I should alos make note that i didnt want my mom to have the shower, cause i know that is poor etiquette, I just wanted it to be in my childhood home. My Maid/Matron of Honor who lives nearby would plan the whole thing.
When i got engaged back in Oct mom said she would host. Then after the shower here The mainland” she felt sad and we planned it for June6th but it fell through.
My sisters wedding isnt till NEXT summer but i know mother will be hosting a shower for here sometime after my wedding (one has not been hosted yet….my concern is mostly specualtion..but i know my family and I know them well…this is totally going to happen) If you read some of my older posts you can see that i have already had drama with my family tripping over there feet to asist with sisters July 30, 2011 wedding over my July 24, 2010 wedding…

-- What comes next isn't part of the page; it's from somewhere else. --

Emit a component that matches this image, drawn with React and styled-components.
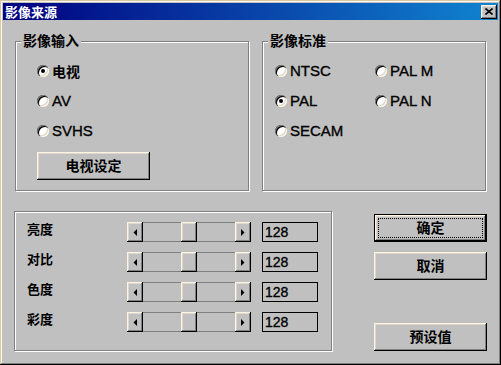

I wont say anything until my mom actually says “Im hosting a shower for your sister” and i think all i will say is that I am deeply hurt that she is doing this after she refused to do mine and we actually had a yelling match and fight over the fact that she has done nothing for mine. I just feel like anything i say is mute anyways….I think they will just think i am rude for even saying anything…or jealous (which in a way i am …i mean seriosly who would be?!) but im more hurt then anything.
Post # 12
YEs! tell her how hurt you are and how thats not right at all. express all of your feelings to her because that doesnt seem right at all
Post # 13
Your mom sounds like she had other stuff going on given her back and forth. It’s past; leave it alone and move on. In the back of everyone’s mind, the truth will be known.
Post # 14
@thebriz no not really. She was “free” from October to June and she chose to do nothing.
Post # 15
I think you really need to have a talk with your mom. You don’t want to enter marriage and be on bad terms with your mom, because wether or not you believe it you will need her in the future. Definitely tell her you are hurt and do so nicely. Try and get to the bottom of it- BEFORE the wedding, dont wait.